Ко всему прочему, Северный Кавказ – это всего около 6 млн жителей республик. Из-за высокой рождаемости в части регионов это число постоянно растет, только Дагестан в середине нулевых выводил на рынок труда 70 тыс. юношей и девушек в год. Но даже если все они и их семьи покинут свои дома, их не наберется и на пол-Москвы. Наша большая Россия для Северного Кавказа – главные ворота в большой мир: здесь выходцы из региона учатся, работают, отсюда уезжают за границу.
Однако весь этот оптимизм, увы, в основном является прямым следствием банального переключения внимания на Украину и кризис.
На Северном Кавказе не стало лучше.
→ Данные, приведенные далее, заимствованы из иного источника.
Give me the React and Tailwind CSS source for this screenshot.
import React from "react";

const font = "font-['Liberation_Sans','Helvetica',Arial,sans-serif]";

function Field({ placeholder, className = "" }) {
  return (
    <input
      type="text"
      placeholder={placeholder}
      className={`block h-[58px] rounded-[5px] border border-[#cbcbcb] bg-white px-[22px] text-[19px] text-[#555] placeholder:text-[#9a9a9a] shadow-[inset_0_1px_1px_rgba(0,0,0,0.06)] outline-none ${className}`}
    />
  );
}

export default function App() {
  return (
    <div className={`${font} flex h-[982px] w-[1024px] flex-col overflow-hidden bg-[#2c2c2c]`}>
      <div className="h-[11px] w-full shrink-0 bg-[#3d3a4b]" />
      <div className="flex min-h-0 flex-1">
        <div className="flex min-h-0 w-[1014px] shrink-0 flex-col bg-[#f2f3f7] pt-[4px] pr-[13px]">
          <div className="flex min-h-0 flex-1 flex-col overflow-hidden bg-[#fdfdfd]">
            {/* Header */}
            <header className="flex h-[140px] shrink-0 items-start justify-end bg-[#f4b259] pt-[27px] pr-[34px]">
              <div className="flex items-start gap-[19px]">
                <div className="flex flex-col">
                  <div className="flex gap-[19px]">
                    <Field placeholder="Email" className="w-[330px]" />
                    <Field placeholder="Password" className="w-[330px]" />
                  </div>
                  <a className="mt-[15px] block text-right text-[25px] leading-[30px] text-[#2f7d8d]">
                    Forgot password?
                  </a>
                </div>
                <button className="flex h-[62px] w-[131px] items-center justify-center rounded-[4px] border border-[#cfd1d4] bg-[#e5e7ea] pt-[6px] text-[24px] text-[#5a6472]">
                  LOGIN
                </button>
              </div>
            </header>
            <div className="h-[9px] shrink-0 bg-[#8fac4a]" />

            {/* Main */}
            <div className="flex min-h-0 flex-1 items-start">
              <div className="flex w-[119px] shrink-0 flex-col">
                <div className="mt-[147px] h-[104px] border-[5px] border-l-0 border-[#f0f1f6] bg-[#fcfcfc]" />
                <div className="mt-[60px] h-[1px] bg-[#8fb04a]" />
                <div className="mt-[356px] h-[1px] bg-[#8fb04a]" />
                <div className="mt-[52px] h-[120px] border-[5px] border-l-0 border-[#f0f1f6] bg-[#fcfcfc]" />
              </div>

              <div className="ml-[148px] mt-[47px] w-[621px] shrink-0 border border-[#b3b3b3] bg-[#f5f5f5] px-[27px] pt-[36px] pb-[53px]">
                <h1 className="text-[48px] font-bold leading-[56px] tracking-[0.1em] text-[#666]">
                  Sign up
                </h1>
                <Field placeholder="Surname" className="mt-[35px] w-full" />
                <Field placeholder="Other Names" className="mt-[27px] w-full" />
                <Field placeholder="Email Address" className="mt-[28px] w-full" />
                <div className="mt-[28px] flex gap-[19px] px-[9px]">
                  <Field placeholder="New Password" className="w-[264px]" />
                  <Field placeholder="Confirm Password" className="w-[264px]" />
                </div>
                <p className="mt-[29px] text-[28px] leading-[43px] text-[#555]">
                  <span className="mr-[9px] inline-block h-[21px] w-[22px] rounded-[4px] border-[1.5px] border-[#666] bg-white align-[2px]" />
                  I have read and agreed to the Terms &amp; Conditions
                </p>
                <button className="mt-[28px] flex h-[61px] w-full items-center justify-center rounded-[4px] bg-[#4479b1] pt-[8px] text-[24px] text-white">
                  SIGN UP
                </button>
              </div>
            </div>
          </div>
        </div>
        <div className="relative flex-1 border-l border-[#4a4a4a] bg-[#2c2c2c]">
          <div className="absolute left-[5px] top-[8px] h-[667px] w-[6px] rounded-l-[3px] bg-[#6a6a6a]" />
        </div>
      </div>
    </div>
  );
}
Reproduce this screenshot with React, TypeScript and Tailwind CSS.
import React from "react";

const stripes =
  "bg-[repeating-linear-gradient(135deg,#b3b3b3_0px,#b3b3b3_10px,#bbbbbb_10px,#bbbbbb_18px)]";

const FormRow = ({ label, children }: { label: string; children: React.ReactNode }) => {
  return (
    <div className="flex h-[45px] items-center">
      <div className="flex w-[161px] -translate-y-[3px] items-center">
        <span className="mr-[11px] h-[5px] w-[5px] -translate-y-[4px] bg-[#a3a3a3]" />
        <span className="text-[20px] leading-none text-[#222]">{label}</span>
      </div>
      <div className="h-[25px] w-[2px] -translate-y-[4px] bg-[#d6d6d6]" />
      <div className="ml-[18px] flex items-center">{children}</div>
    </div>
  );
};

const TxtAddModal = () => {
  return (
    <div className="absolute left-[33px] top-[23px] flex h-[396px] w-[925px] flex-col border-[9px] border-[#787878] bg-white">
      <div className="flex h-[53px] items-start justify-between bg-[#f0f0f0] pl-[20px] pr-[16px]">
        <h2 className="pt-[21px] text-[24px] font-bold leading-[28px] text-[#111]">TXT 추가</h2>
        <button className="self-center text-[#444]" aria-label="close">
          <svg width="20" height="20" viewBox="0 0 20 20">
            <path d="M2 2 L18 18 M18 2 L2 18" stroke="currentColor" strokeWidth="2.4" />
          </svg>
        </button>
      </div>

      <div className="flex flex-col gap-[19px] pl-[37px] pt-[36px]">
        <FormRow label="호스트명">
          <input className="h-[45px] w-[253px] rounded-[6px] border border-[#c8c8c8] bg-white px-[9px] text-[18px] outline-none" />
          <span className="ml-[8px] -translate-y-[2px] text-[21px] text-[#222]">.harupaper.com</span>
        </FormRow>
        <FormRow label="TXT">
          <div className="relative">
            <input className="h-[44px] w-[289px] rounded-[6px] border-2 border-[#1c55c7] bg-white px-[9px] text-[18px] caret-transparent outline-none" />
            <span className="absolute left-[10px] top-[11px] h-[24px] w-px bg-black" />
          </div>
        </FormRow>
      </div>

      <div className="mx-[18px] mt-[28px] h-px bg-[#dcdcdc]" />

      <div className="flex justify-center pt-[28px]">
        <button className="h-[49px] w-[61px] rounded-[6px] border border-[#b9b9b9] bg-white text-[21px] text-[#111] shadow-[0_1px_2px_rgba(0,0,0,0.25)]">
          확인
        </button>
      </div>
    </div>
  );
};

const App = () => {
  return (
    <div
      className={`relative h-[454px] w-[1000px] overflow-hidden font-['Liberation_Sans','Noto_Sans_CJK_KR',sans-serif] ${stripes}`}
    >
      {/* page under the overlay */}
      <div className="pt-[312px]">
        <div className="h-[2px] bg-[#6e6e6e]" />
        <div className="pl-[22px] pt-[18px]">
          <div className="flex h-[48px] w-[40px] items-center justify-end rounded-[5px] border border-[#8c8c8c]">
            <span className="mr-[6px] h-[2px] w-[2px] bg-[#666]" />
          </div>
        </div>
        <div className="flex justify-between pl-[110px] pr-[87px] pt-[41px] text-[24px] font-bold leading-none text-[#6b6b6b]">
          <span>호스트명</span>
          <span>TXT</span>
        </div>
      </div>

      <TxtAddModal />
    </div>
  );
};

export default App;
Как и во всей стране, там сворачивают инвестиционные проекты и увольняют персонал. Останавливаются производства и стройки. Ни полиция, ни суд, ни здравоохранение, ни система образования не начинают на этом фоне работать лучше. Кризисное сокращение рынка труда в других регионах выбрасывает некоторое количество мигрантов назад, в республики, но там работы не больше. Сжимающаяся региональная экономика вновь выбрасывает их за пределы региона. А здесь, в Москве ли, в Сургуте или в Костроме, их ждет не только проблема с поиском работы, но и крайнее раздражение местного населения.
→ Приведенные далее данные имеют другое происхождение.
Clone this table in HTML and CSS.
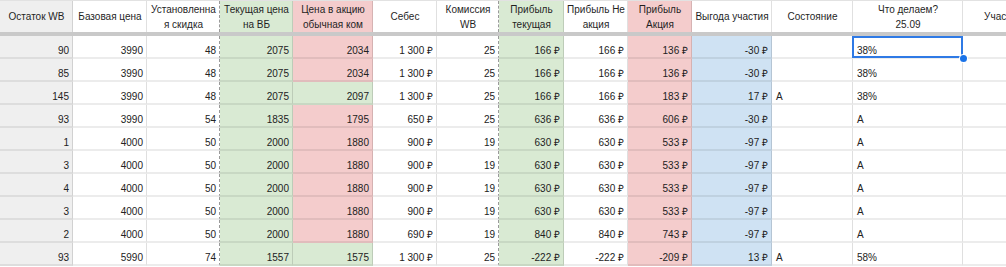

Ведь наши с вами повседневные дела идут не слишком хорошо. А тут еще появляются соседи, которые говорят по-русски хуже, чем их родители, молятся пять раз в день, но не очень хорошо знают, как вести себя в большом городе, выросли на войне или рядом с ней и сдали ЕГЭ за деньги, потому что никакой другой возможности просто не было.
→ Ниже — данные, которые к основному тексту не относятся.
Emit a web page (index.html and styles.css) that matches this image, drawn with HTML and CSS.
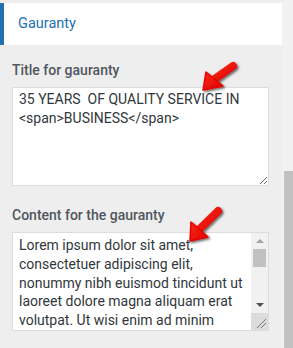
FILE: index.html
```html
<!DOCTYPE html>
<html lang="en">
<head>
	<meta charset="UTF-8">
	<title>Customizer - Gauranty</title>
	<link rel="stylesheet" href="styles.css">
</head>
<body>
	<div class="screen">
		<div class="panel">
			<div class="section-head">Gauranty</div>

			<div class="control">
				<label class="control-title" for="gauranty-title">Title for gauranty</label>
				<div class="field">
					<textarea id="gauranty-title" class="text-box" readonly>35 YEARS  OF QUALITY SERVICE IN &lt;span&gt;BUSINESS&lt;/span&gt;</textarea>
					<svg class="pointer pointer-1" width="46" height="38" viewBox="0 0 46 38">
						<defs>
							<linearGradient id="red" x1="0" y1="0" x2="1" y2="1">
								<stop offset="0" stop-color="#ff2a1a"/>
								<stop offset="1" stop-color="#d80000"/>
							</linearGradient>
							<filter id="shade" x="-30%" y="-30%" width="160%" height="160%">
								<feDropShadow dx="1.5" dy="1.5" stdDeviation="1.3" flood-color="#000" flood-opacity=".6"/>
							</filter>
						</defs>
						<g filter="url(#shade)">
							<path d="M18.5 20 L37 7" stroke="url(#red)" stroke-width="8" stroke-linecap="round"/>
							<path d="M7 31 L10 13 L27 27 Z" fill="url(#red)" stroke="#e80000" stroke-width="1.5" stroke-linejoin="round"/>
						</g>
					</svg>
				</div>
			</div>

			<div class="control">
				<label class="control-title" for="gauranty-content">Content for the gauranty</label>
				<div class="field">
					<textarea id="gauranty-content" class="text-box with-scroll" readonly>Lorem ipsum dolor sit amet, consectetuer adipiscing elit, nonummy nibh euismod tincidunt ut laoreet dolore magna aliquam erat volutpat. Ut wisi enim ad minim veniam, quis nostrud exerci tation ullamcorper suscipit lobortis nisl ut aliquip ex ea commodo consequat.</textarea>
					<div class="box-scroll">
						<div class="box-scroll-btn"><span class="tri tri-up"></span></div>
						<div class="box-scroll-track"><div class="box-scroll-thumb"></div></div>
						<div class="box-scroll-btn"><span class="tri tri-down"></span></div>
						<div class="box-scroll-corner">
							<svg width="17" height="17" viewBox="0 0 17 17"><path d="M6 15 L15 6 M10 15 L15 10" stroke="#777" stroke-width="1"/></svg>
						</div>
					</div>
					<svg class="pointer pointer-2" width="46" height="42" viewBox="0 0 46 42">
						<g filter="url(#shade)">
							<path d="M15.5 26 L35 7" stroke="url(#red)" stroke-width="8" stroke-linecap="round"/>
							<path d="M7 37 L8 18 L25 33 Z" fill="url(#red)" stroke="#e80000" stroke-width="1.5" stroke-linejoin="round"/>
						</g>
					</svg>
				</div>
			</div>
		</div>
		<div class="page-scroll"><div class="page-thumb"></div></div>
	</div>
</body>
</html>
```

FILE: styles.css
```css
*{margin: 0; padding: 0; box-sizing: border-box;}
html, body{width: 100%; height: 100%; overflow: hidden; background: #eee;}
body{font-family: Roboto, "Liberation Sans", sans-serif; font-size: 14px; color: #2c3338;}

.screen{display: flex; height: 348px; overflow: hidden;}
.panel{flex: 1; background: #eee; padding-top: 3px;}
.page-scroll{width: 11px; background: #f1f1f1; padding: 171px 0 0 2px;}
.page-thumb{height: 300px; background: #c1c1c1;}

.section-head{height: 42px; line-height: 42px; padding-left: 14px; background: #fff; border-left: 4px solid #2271b1; color: #2271b1; font-size: 14.5px;}

.control{padding: 15px 13px 0 12px;}
.control + .control{padding-top: 19px;}
.control-title{display: block; line-height: 20px; margin-bottom: 7px; font-weight: 500; color: #50575e;}

.field{position: relative;}
.text-box{display: block; width: 100%; height: 99px; padding: 2px 6px; border: 1px solid #ddd; background: #fff; color: #32373c;
	font-family: Roboto, "Liberation Sans", sans-serif; font-size: 14px; line-height: 18.8px; overflow: hidden; resize: vertical; outline: none;}
.text-box.with-scroll{padding-top: 3px; padding-right: 18px; resize: none;}

.box-scroll{position: absolute; top: 1px; right: 1px; bottom: 1px; width: 17px; display: flex; flex-direction: column; background: #f1f1f1;}
.box-scroll-btn{height: 16px; display: flex; align-items: center; justify-content: center;}
.box-scroll-track{flex: 1; padding: 0 2px;}
.box-scroll-thumb{height: 18px; background: #c1c1c1;}
.box-scroll-corner{height: 17px; background: #dcdcdc;}
.box-scroll-corner svg{display: block;}
.tri{width: 0; height: 0; border-left: 4px solid transparent; border-right: 4px solid transparent;}
.tri-up{border-bottom: 4px solid #a3a3a3;}
.tri-down{border-top: 4px solid #505050;}

.pointer{position: absolute; overflow: visible;}
.pointer-1{left: 184px; top: -28px;}
.pointer-2{left: 171px; top: -28px;}
```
Конфликты с ними практически неизбежны, и не проходит недели, чтобы в том или ином российском городе не вспыхнула драка с участием выходцев с Северного Кавказа. Каждый такой случай укрепляет предрассудки – и наши, и их.
Северному Кавказу тоже неуютно в этой обстановке, и он постепенно перестает воспринимать как свою страну, где работает и учится. Работать и учиться, оказывается, можно и за пределами России. Например, на Ближнем Востоке, куда, к слову, уезжают не только учиться и работать, но и воевать за ислам. Россия лидирует среди немусульманских стран по числу боевиков, «экспортируемых» в Сирию и Ирак. Для тех, кто остается дома, новости из Саны, Киркука или Бенгази часто важнее, чем новости из Москвы или Хабаровска, не говоря уж о Донецке. А в это время мы вздрагиваем, видя миллион мусульман, проклинающих в Грозном расстрелянных французских карикатуристов. Хотя вообще-то мы рады бы и забыть, что у нас есть Северный Кавказ, хотя бы до очередной драки на перекрестке или скандала в подъезде.
Мир в любом случае становится все более тесным и взаимозависимым, и учиться жить вместе всем нам все равно придется: высокие заборы – не выход. Но если говорить о ближайших планах, то нас, конечно, ждут разочарования. Когда мы устанем от Украины и привыкнем к новым ценам, выяснится, что миграция с Северного Кавказа не стала меньше и качество мигрантов не улучшилось. Ведь в эти месяцы передышки мы, как и раньше, просто отвернулись от Северного Кавказа, вместо того чтобы постараться починить все, что там сломано, и сделать его полноправной частью своей процветающей страны. Впрочем, отвернулись мы, похоже, не только от Северного Кавказа, и, как бы это ни было неприятно, пора открывать глаза.